What to Do After Redundancy Failovers

If one broker in the HA pair fails or is taken offline, the remaining broker will take activity and provide service for the affected publishers and subscribers. Those clients will reconnect and have access to PubSub+ Cache and all cached data that was published prior the failover through the PubSub+ Cache instances that retained connectivity with the event mesh. Any cache instances connected directly to the failed or offline broker will need to re-establish connection to the event mesh.

Any published data that was in the process of delivery at the time of the failure may be lost, and may not be available in the PubSub+ Cache instances on the backup broker.

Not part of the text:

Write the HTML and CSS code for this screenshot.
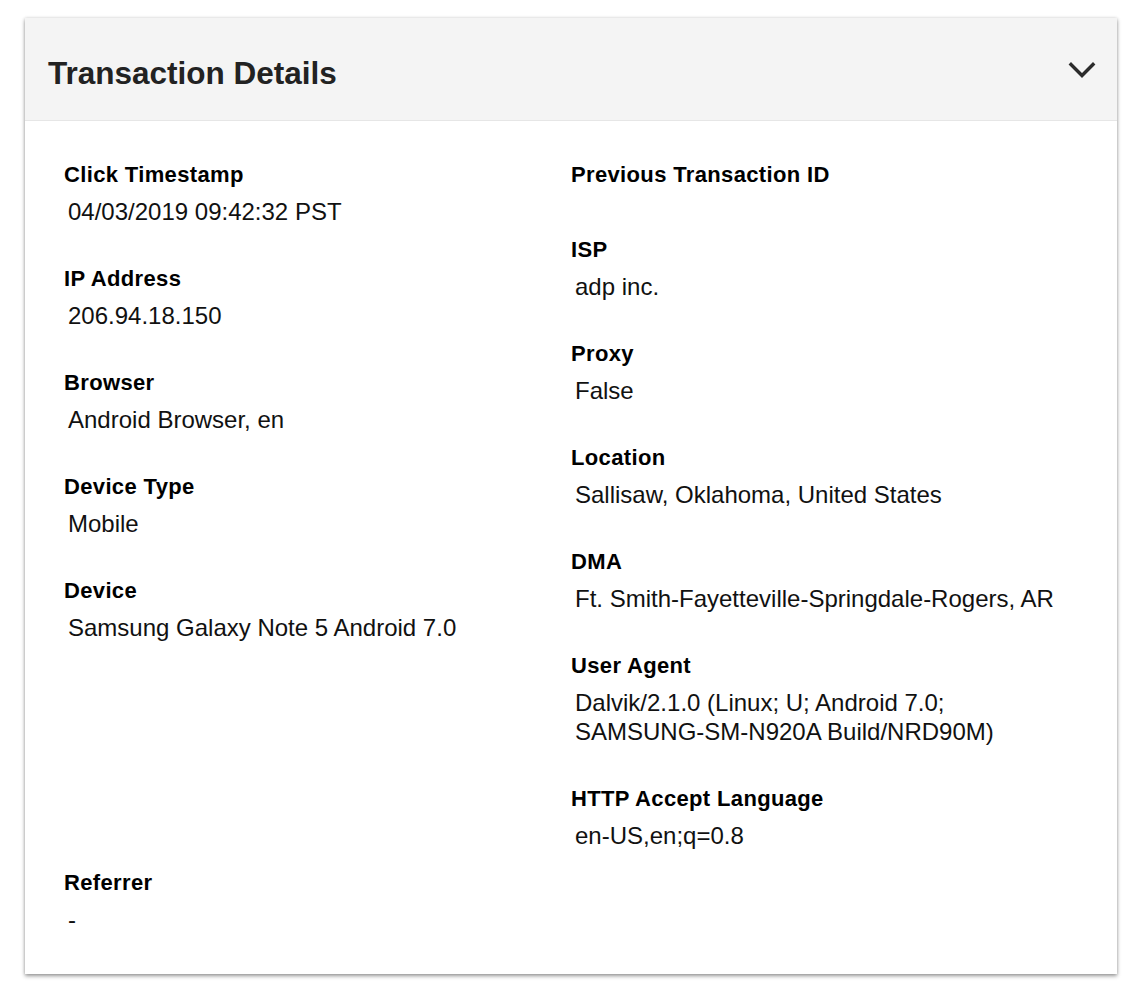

The PubSub+ Cache instances that lost connectivity due to the failure will connect to the alternative broker and immediately resume service without administrator intervention if they are configured with stop-on-lost-message disabled. This will result in each of those cache instances reporting a Lost Message state. For more information, including instructions on how to clear this state, refer to Lost Message State.

PubSub+ Cache instances that lost connectivity and are configured with stop-on-lost-message enabled will require intervention to restore cache function. Those instances will need to be restarted by following the procedure outlined in the previous section.